I'm trying to understand how to pass in future_map
a list of character vectors in .x
that is evaluated by .f
. In the code below, I feed bestVars
(a list of variable vectors) to .x
which in turn passes each element of the list to a custom function, run_sim_in_par
. The custom function then uses mget(.x)
to get the values of each variable in .x
from the globals and then Reduce
s these values and finally performs a few other steps.
When I attempt to run the run_sims_in_par
function in multisession I keep getting:
Error in (function (.x, .f, ..., .progress = FALSE) : ℹ In index:
- Caused by error: ! value for 'a1' not found
After reading several questions and other sources on this error, I understand that it's not possible to automatically identify global variables specified via a character string (https://cran.r-project.org/web/packages/future/vignettes/future-4-issues.html). In my example, what is the proper way to have future_map
get global values referenced in .x
using a list of character vectors? I've been unsuccessful in the many different ways I've set globals
and options
arguments.
The workaround suggested in the future vignette link above recommends the following:
The workaround is to tell the future framework what additional globals are needed. This can be done via argument globals using:
> f <- future(my_sum("a"), globals = structure(TRUE, add = "a"))
> y <- value(f)
> y
[1] 6
or by injecting variable a at the beginning of the future expression, e.g.
> f <- future({ a; my_sum("a") })
> y <- value(f)
> y
[1] 6
But I'm having a hard time understanding how to modify my code based on the suggested action.

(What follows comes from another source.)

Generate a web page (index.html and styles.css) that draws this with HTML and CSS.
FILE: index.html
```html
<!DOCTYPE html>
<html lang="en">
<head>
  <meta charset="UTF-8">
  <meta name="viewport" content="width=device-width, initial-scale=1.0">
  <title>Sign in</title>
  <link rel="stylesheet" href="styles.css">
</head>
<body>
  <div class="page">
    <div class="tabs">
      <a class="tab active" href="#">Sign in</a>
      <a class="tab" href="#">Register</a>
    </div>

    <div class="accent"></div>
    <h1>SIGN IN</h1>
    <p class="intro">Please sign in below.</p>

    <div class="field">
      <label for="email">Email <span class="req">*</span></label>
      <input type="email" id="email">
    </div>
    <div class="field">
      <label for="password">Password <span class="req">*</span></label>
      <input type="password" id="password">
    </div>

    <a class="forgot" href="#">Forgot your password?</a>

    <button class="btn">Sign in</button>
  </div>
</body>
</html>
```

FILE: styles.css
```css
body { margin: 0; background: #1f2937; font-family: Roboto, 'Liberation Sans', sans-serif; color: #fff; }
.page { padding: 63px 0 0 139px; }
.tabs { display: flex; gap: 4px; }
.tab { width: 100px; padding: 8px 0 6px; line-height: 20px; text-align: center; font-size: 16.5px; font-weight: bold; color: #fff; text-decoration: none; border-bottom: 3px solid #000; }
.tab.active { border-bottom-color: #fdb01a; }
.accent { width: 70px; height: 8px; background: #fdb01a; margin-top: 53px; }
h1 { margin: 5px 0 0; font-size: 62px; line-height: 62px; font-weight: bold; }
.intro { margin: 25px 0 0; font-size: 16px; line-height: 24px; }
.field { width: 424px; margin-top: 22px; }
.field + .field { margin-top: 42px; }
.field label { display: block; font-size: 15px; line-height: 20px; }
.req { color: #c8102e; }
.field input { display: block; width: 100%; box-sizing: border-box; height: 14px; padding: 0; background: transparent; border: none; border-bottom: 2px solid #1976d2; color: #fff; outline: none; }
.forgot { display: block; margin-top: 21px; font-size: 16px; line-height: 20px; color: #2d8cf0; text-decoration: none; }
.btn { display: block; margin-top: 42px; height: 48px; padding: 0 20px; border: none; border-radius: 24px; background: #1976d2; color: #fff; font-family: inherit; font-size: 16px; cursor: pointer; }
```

I'm sure this will come up so I'll pre-emptively mention it: the reason I'm assigning the df
values to my global environment is because I'm trying to lower the size of the globals exported by future
as this is significantly slowing the code when running multisession on remote AWS clusters.
library(future)
library(furrr)
library(kit)
library(tidyverse)
## reprex data
vars <- paste0(letters,1:10)
bestVars <- combn(vars, 5, simplify = F)
df <- data.frame(
matrix(data = rnorm(50000*length(vars),200,500), nrow = 50000, ncol = length(vars))
)
names(df) <- vars
df$value <- rnorm(n = nrow(df), 350, 300)
df <- df %>%
dplyr::select(value,everything(.))
df <- lapply(split.default(x = df, names(df)), function(x) x[[1]])
list2env(df, globalenv())
rm(df)
run_sim_in_par <- function(vars_to_sim)
{
sampled_rows <- sample(x = 1:length(value), size = 50, replace = F)
varname <- paste(names(vars_to_sim), collapse = "*")
best <- Reduce(vars_to_sim, f = '*')[sampled_rows]
row_idx <- kit::topn(best, n = 5, decreasing = T, hasna = FALSE, index = TRUE)
best_row_value <- value[sampled_rows][row_idx]
sim <- data.frame(var = varname,
mean_value = mean(best_row_value))
return(sim)
}
## working when explicitly declaring .x
x <- bestVars[[1]]
simulated_res <- run_sim_in_par(vars_to_sim = mget(x))
## not recognizing .x
simulated_res <- future_map_dfr(
.x = bestVars,
.f = ~run_sim_in_par(vars_to_sim = mget(.x))
)
# Error in (function (.x, .f, ..., .progress = FALSE) :
# ℹ In index: 1.
# Caused by error:
# ! value for 'a1' not found
## same erro when setting furr_options for 'globals'
simulated_res <- future_map_dfr(
.x = bestVars,
.f = ~run_sim_in_par(vars_to_sim = mget(.x)),
.options = furrr_options(globals = TRUE)
)
## attempt at declaring all globals for just the first element of bestVars
simulated_res <- future_map_dfr(
.x = bestVars[[1]],
.f = ~run_sim_in_par(vars_to_sim = mget(.x)),
.options = furrr_options(globals = c(bestVars[[1]], "run_sim_in_par", "value"))
)
# Error in (function (.x, .f, ..., .progress = FALSE) :
# ℹ In index: 1.
# Caused by error:
# ! value for 'a1' not found